The bill now terminates the 45Y clean energy production tax credit and 48E clean energy manufacturing credit for wind and solar projects after 2027, and levies a penalty against new wind and solar projects that come online after 2027 unless they can completely disentangle their supply chains from China.
It would also end the 25E, 30D, and 45W electric vehicle credits after September, and the 25D residential solar credit after this year.
Former Trump senior adviser Elon Musk on Saturday said the Senate's latest draft of the bill 'will destroy millions of jobs in America and cause immense strategic harm to our country!'
'Utterly insane and destructive,' he said in a post on X, formerly Twitter. 'It gives handouts to industries of the past while severely damaging industries of the future.'
The legislation was released just after midnight on Friday and advanced in the Senate with a 51 to 49 vote late Saturday night. The two Republican holdouts were Sen. Rand Paul, R-K.Y., and Sen. Thom Tillis, R-N.C.
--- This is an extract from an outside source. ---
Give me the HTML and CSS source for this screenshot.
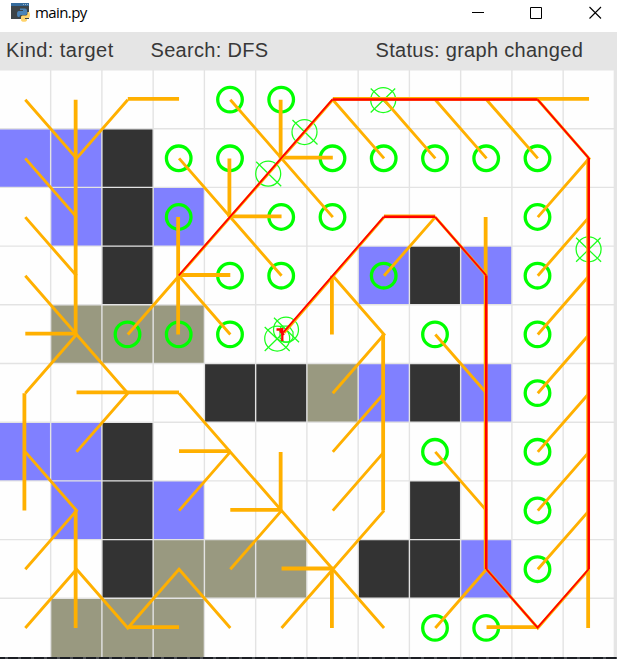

'When you rush a bill and you don't think through the implementation, you don't get it right,' Tillis said in a Senate floor speech on Sunday, warning that energy shortages could occur if the bill is passed in its current state.
President Trump responded to Tillis's defection with Saturday posts on Truth Social in which he vowed to meet with Tillis's potential primary challengers and accused him of loving 'China made windmills that will cost a fortune, ruin the landscape, and produce the most expensive Energy on Earth.' Tillis announced Sunday that he is not seeking reelection.
Senators plan to resume voting Monday, as Republicans are still aiming to get the legislation to Trump's desk by his July 4 deadline.
In a Saturday release, Solar Energy Industries Association President and CEO Abigail Ross Hopper called the bill a 'direct attack on American energy, American workers, and American consumers.'
'If this bill passes, Americans will pay the price — literally,' she said. 'Power bills will rise. Factory jobs will vanish ... All while we become more dependent on foreign energy and more vulnerable to blackouts.'
American Clean Power Association CEO Jason Grumet said Saturday, 'These new taxes will strand hundreds of billions of dollars in current investments, threaten energy security, and undermine growth in domestic manufacturing and land.' He added that those hit hardest would be rural communities that would have been the greatest beneficiaries of clean energy investment.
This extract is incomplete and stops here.